Dans le Haut-Rhin, à la suite notamment des critiques formulées
par certains maires au cours de la campagne électorale
sénatoriale de 1995, le commandant du groupement de gendarmerie a
proposé au préfet un dispositif de concertation permanent. Ont
ainsi été expérimentées des structures de
prévention de la délinquance en zone gendarmerie à un
double niveau :
- la création de groupes de prévention dans chaque
circonscription de brigade de gendarmerie réunissant le conseiller
général, les maires, le commandant de compagnie et de la brigade
de gendarmerie territorialement compétent ;
- l'instauration de conseils de prévention compétents pour une
zone adaptée à l'organisation territoriale de la gendarmerie qui
réunissent autour du sous-préfet, le procureur, les
parlementaires, les conseillers généraux, etc...
PREFECTURE DU HAUT-RHIN
CABINET
DU PRÉFET
DB/OA
DÉCISION
portant création de structures de prévention
de la
délinquance en zone Gendarmerie
--=--
LE PRÉFET DU HAUT-RHIN
OFFICIER DE L'ORDRE NATIONAL DU MÉRITE
VU la
loi N° 82-213 du 2 mars 1982 relative aux droits et
libertés des communes, des départements et des régions,
VU le décret 82-389 du 10 mai 1982 modifié relatif aux
pouvoirs de Préfets et à l'action des services et organismes
publics de l'Etat dans les départements,
VU l'avis favorable du comité départemental de prévention
de la délinquance du 9 février 1995,
VU l'avis favorable du comité du plan départemental de
sécurité du 21 novembre 1995,
VU l'avis favorable de M. le Procureur général,
VU l'accord de MM. les Procureurs de la République,
CONSIDERANT qu'il est souhaitable de développer les actions de
prévention de la délinquance en zone Gendarmerie
DECIDE
Article 1er
: Il est créé, dans le
département du Haut-Rhin, des structures de prévention de la
délinquance en zone Gendarmerie associant les autorités
administratives et judiciaires, les élus et les associations aux
responsables de la Gendarmerie.
Article 2
: Dans chaque circonscription de brigade de Gendarmerie,
un groupe de prévention
réunit le ou les Conseiller(s)
Général(aux), les Maires, les Commandants de la compagnie et de
la brigade de Gendarmerie territorialement compétent.
Les travaux du groupe de prévention doivent permettre d'améliorer
la connaissance objective du phénomène de la délinquance
au plan local et permettre aux différentes parties de proposer des
actions conjointes dans le domaine de la prévention.
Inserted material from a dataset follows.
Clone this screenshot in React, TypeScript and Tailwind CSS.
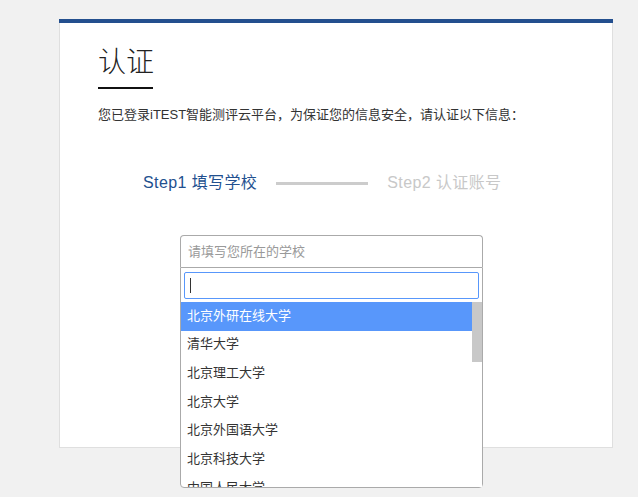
import React from 'react';

const schools = [
  '北京外研在线大学',
  '清华大学',
  '北京理工大学',
  '北京大学',
  '北京外国语大学',
  '北京科技大学',
  '中国人民大学',
];

const sans = { fontFamily: '"Liberation Sans", "Noto Sans CJK SC", sans-serif' };

export default function App() {
  return (
    <div className="min-h-[497px] bg-[#f1f1f1] pt-[19px] pl-[59px] text-[#333]" style={sans}>
      <div className="w-[554px] border-t-4 border-[#234f8e] bg-white">
        <div className="border-x border-b border-[#dfdfdf] pl-[38px] pt-[22px] pb-[180px]">
          {/* Title */}
          <h1
            className="text-[28px] leading-[36px] font-light text-[#222]"
            style={{ fontFamily: '"Liberation Serif", "Noto Sans CJK SC", serif' }}
          >
            认证
          </h1>
          <div className="mt-[6px] h-[2px] w-[55px] bg-[#111]" />

          <p className="mt-[16px] text-[13px] leading-[20px]">
            您已登录iTEST智能测评云平台，为保证您的信息安全，请认证以下信息：
          </p>

          {/* Steps */}
          <div className="mt-[46px] ml-[45px] flex items-center text-[16px] leading-[24px] tracking-[0.4px]">
            <span className="text-[#22508f]">Step1 填写学校</span>
            <span className="mx-[19px] h-[3px] w-[92px] bg-[#cccccc]" />
            <span className="text-[#c8c8c8]">Step2 认证账号</span>
          </div>

          {/* School select */}
          <div className="relative mt-[40px] ml-[82px] w-[303px]">
            <div className="flex h-[32px] items-center rounded-t-[4px] border border-b-0 border-[#aaaaaa] bg-white px-[7px] text-[13px] text-[#999]">
              请填写您所在的学校
            </div>
            <div className="absolute left-0 top-[32px] z-10 w-[303px] rounded-b-[4px] border border-[#aaaaaa] bg-white">
              <div className="px-[3px] pt-[4px] pb-[3px]">
                <div className="flex h-[27px] items-center rounded-[2px] border border-[#5897fb] px-[5px]">
                  <span className="h-[15px] w-[1px] bg-[#333]" />
                </div>
              </div>
              <div className="flex h-[185px] overflow-hidden">
                <ul className="flex-1 text-[13px]">
                  {schools.map((s, i) => (
                    <li
                      key={s}
                      className={
                        i === 0
                          ? 'flex h-[28.7px] items-center bg-[#5897fb] px-[6px] pb-[2px] text-white'
                          : 'flex h-[28.7px] items-center px-[6px] pb-[2px] text-[#333]'
                      }
                    >
                      {s}
                    </li>
                  ))}
                </ul>
                <div className="w-[10px] bg-white">
                  <div className="h-[60px] w-[10px] bg-[#c8c8c8]" />
                </div>
              </div>
            </div>
          </div>
        </div>
      </div>
    </div>
  );
}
Les services de
l'Etat concernés, et le cas échéant, les associations,
peuvent être invités à participer aux travaux.
Le secrétariat du groupe de prévention est assuré par la
Gendarmerie. Un compte rendu succinct de chaque réunion sera
adressé par le Commandant de la Compagnie aux deux coprésidents
du conseil de prévention concerné.
Article 3
:
Des conseils de prévention
sont
créés. Ils sont compétents pour une zone prenant en compte
l'organisation territoriale de la Gendarmerie et cohérente du point de
vue de la prévention de la délinquance.
Le découpage des zones, ci-joint, a été
réalisé selon ces principes. Il peut être adapté en
concertation entre les élus concernés par accord du
Sous-Préfet et du Procureur compétents.
Ils sont chargés
:
- d'analyser, dans un dialogue renforcé avec la Gendarmerie, le
phénomène de la délinquance dans leur circonscription
ainsi que sa perception dans la population en prenant notamment en compte les
études de la Gendarmerie et les travaux des groupes de prévention,
- de permettre l'échange entre les différents acteurs de la
prévention de la délinquance,
- de proposer des actions de prévention de la délinquance
aux autorités municipales, administratives et judiciaires
concernées, qui puissent être examinées, s'il y a lieu, en
conseil départemental de prévention de la délinquance.
Ils comprennent
:
- le sous-préfet d'arrondissement ou de Directeur de Cabinet pour
l'arrondissement chef-lieu, coprésident,
- le Procureur de la République territorialement compétent,
coprésident,
- le Commandant de la Compagnie de Gendarmerie et les Commandants des
brigades situées dans le ressort géographique du conseil de
prévention,
- le ou les Députés concernés,
- un Sénateur,
- les Conseillers Généraux concernés,
- des Maires désignés par chaque groupe de
prévention, selon la répartition suivante :
. deux Maires pour les groupes de prévention regroupant moins de
dix communes,
. trois Maires pour les groupes de prévention de dix à vingt
communes,
. quatre Maires pour es groupes de prévention regroupant plus de
vingt communes,
- les Chefs de Services de l'Etat dont l'action concerne la
prévention de la délinquance ou leurs représentants :
. le Directeur départemental du Contrôle de l'Immigration et de la
Lutte contre l'Emploi des Clandestins : dans les conseils de
prévention de la délinquance situés en zone
frontalière,
. le Directeur régional des Douanes et Impôts directs :
dans les conseils de prévention de la délinquance situés
en zone frontalière,
. le Directeur départemental des Affaires sanitaires et sociales,
. l'Inspecteur d'Académie,
. le Directeur départemental de la Protection de la Jeunesse.